┌────────

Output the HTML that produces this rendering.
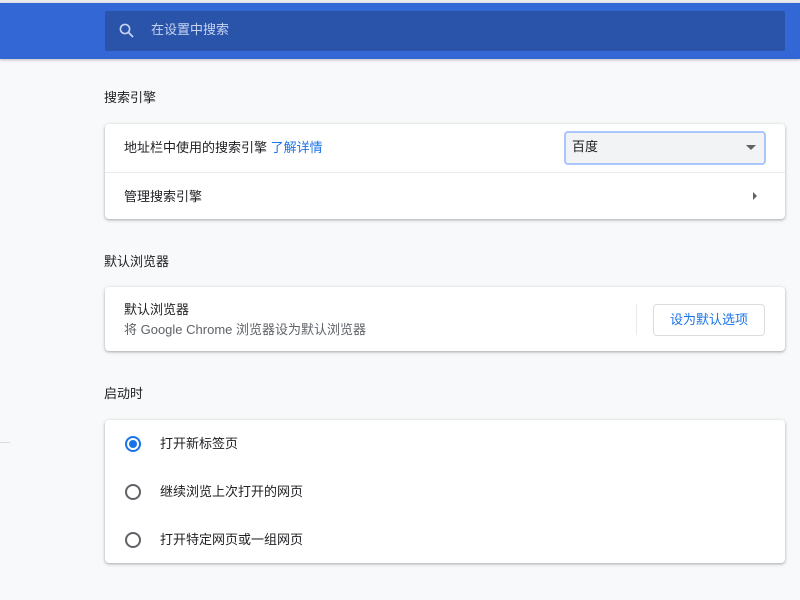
<!DOCTYPE html>
<html><head><meta charset="utf-8"><style>
*{margin:0;padding:0;box-sizing:border-box}
body{width:800px;height:600px;overflow:hidden;background:#f8f9fa;font-family:"Liberation Sans","Noto Sans CJK SC",sans-serif;font-size:13px;color:#202124;position:relative}
.hdr{position:absolute;left:0;top:3px;width:800px;height:56px;background:#3367d6;box-shadow:0 1px 3px rgba(0,0,0,.25)}
.top{position:absolute;left:0;top:0;width:800px;height:3px;background:#e8eaed}
.search{position:absolute;left:105px;top:11px;width:680px;height:40px;background:#2a53aa;border-radius:2px;color:#c6d4f2;font-size:13px;line-height:38px;padding-left:46px}
.card{position:absolute;left:105px;width:680px;background:#fff;border-radius:4px;box-shadow:0 1px 2px rgba(60,64,67,.3),0 1px 3px 1px rgba(60,64,67,.12)}
.h{position:absolute;left:104px;font-size:13px;color:#202124}
.row{position:absolute;left:19px}
</style></head><body>
<div class="top"></div>
<div class="hdr"></div>
<div class="search">在设置中搜索
<svg style="position:absolute;left:13px;top:11px" width="18" height="18" viewBox="0 0 18 18"><circle cx="7" cy="7" r="4.6" fill="none" stroke="#c6d4f2" stroke-width="1.6"/><path d="M10.3 10.3L15 15" stroke="#c6d4f2" stroke-width="1.8"/></svg></div>
<div class="h" style="top:87px">搜索引擎</div>
<div class="card" style="top:124px;height:95px">
 <div class="row" style="top:13px">地址栏中使用的搜索引擎 <span style="color:#1a73e8">了解详情</span></div>
 <div style="position:absolute;left:459px;top:7px;width:202px;height:34px;background:#f1f3f4;border:2px solid #a8c7fa;border-radius:4px;padding-left:6px;line-height:28px">百度<div style="position:absolute;right:8px;top:12px;border-left:5px solid transparent;border-right:5px solid transparent;border-top:5px solid #5f6368"></div></div>
 <div style="position:absolute;left:0;top:48px;width:680px;height:1px;background:#e8eaed"></div>
 <div class="row" style="top:62px">管理搜索引擎</div>
 <div style="position:absolute;left:648px;top:68px;border-top:4px solid transparent;border-bottom:4px solid transparent;border-left:4px solid #5f6368"></div>
</div>
<div class="h" style="top:251px">默认浏览器</div>
<div class="card" style="top:287px;height:64px">
 <div class="row" style="top:12px">默认浏览器</div>
 <div class="row" style="top:32px;color:#5f6368">将 Google Chrome 浏览器设为默认浏览器</div>
 <div style="position:absolute;left:531px;top:17px;width:1px;height:31px;background:#e8eaed"></div>
 <div style="position:absolute;left:548px;top:17px;width:112px;height:32px;border:1px solid #dadce0;border-radius:4px;color:#1a73e8;text-align:center;line-height:29px">设为默认选项</div>
</div>
<div class="h" style="top:383px">启动时</div>
<div style="position:absolute;left:0;top:442px;width:10px;height:1px;background:#dadce0"></div>
<div class="card" style="top:420px;height:143px">
 <div style="position:absolute;left:20px;top:16px;width:16px;height:16px;border:2px solid #1a73e8;border-radius:50%"><div style="position:absolute;left:2px;top:2px;width:8px;height:8px;background:#1a73e8;border-radius:50%"></div></div>
 <div style="position:absolute;left:55px;top:13px">打开新标签页</div>
 <div style="position:absolute;left:20px;top:64px;width:16px;height:16px;border:2px solid #5f6368;border-radius:50%"></div>
 <div style="position:absolute;left:55px;top:61px">继续浏览上次打开的网页</div>
 <div style="position:absolute;left:20px;top:112px;width:16px;height:16px;border:2px solid #5f6368;border-radius:50%"></div>
 <div style="position:absolute;left:55px;top:109px">打开特定网页或一组网页</div>
</div>
</body></html>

└────────

WHAT YOU NEED TO DO: Return each line of the data, keeping its wording exact and omitting pictures.

EXPECTED OUTPUT:
Output the HTML that produces this rendering.
<!DOCTYPE html>
<html><head><meta charset="utf-8"><style>
*{margin:0;padding:0;box-sizing:border-box}
body{width:800px;height:600px;overflow:hidden;background:#f8f9fa;font-family:"Liberation Sans","Noto Sans CJK SC",sans-serif;font-size:13px;color:#202124;position:relative}
.hdr{position:absolute;left:0;top:3px;width:800px;height:56px;background:#3367d6;box-shadow:0 1px 3px rgba(0,0,0,.25)}
.top{position:absolute;left:0;top:0;width:800px;height:3px;background:#e8eaed}
.search{position:absolute;left:105px;top:11px;width:680px;height:40px;background:#2a53aa;border-radius:2px;color:#c6d4f2;font-size:13px;line-height:38px;padding-left:46px}
.card{position:absolute;left:105px;width:680px;background:#fff;border-radius:4px;box-shadow:0 1px 2px rgba(60,64,67,.3),0 1px 3px 1px rgba(60,64,67,.12)}
.h{position:absolute;left:104px;font-size:13px;color:#202124}
.row{position:absolute;left:19px}
</style></head><body>
<div class="top"></div>
<div class="hdr"></div>
<div class="search">在设置中搜索
<svg style="position:absolute;left:13px;top:11px" width="18" height="18" viewBox="0 0 18 18"><circle cx="7" cy="7" r="4.6" fill="none" stroke="#c6d4f2" stroke-width="1.6"/><path d="M10.3 10.3L15 15" stroke="#c6d4f2" stroke-width="1.8"/></svg></div>
<div class="h" style="top:87px">搜索引擎</div>
<div class="card" style="top:124px;height:95px">
 <div class="row" style="top:13px">地址栏中使用的搜索引擎 <span style="color:#1a73e8">了解详情</span></div>
 <div style="position:absolute;left:459px;top:7px;width:202px;height:34px;background:#f1f3f4;border:2px solid #a8c7fa;border-radius:4px;padding-left:6px;line-height:28px">百度<div style="position:absolute;right:8px;top:12px;border-left:5px solid transparent;border-right:5px solid transparent;border-top:5px solid #5f6368"></div></div>
 <div style="position:absolute;left:0;top:48px;width:680px;height:1px;background:#e8eaed"></div>
 <div class="row" style="top:62px">管理搜索引擎</div>
 <div style="position:absolute;left:648px;top:68px;border-top:4px solid transparent;border-bottom:4px solid transparent;border-left:4px solid #5f6368"></div>
</div>
<div class="h" style="top:251px">默认浏览器</div>
<div class="card" style="top:287px;height:64px">
 <div class="row" style="top:12px">默认浏览器</div>
 <div class="row" style="top:32px;color:#5f6368">将 Google Chrome 浏览器设为默认浏览器</div>
 <div style="position:absolute;left:531px;top:17px;width:1px;height:31px;background:#e8eaed"></div>
 <div style="position:absolute;left:548px;top:17px;width:112px;height:32px;border:1px solid #dadce0;border-radius:4px;color:#1a73e8;text-align:center;line-height:29px">设为默认选项</div>
</div>
<div class="h" style="top:383px">启动时</div>
<div style="position:absolute;left:0;top:442px;width:10px;height:1px;background:#dadce0"></div>
<div class="card" style="top:420px;height:143px">
 <div style="position:absolute;left:20px;top:16px;width:16px;height:16px;border:2px solid #1a73e8;border-radius:50%"><div style="position:absolute;left:2px;top:2px;width:8px;height:8px;background:#1a73e8;border-radius:50%"></div></div>
 <div style="position:absolute;left:55px;top:13px">打开新标签页</div>
 <div style="position:absolute;left:20px;top:64px;width:16px;height:16px;border:2px solid #5f6368;border-radius:50%"></div>
 <div style="position:absolute;left:55px;top:61px">继续浏览上次打开的网页</div>
 <div style="position:absolute;left:20px;top:112px;width:16px;height:16px;border:2px solid #5f6368;border-radius:50%"></div>
 <div style="position:absolute;left:55px;top:109px">打开特定网页或一组网页</div>
</div>
</body></html>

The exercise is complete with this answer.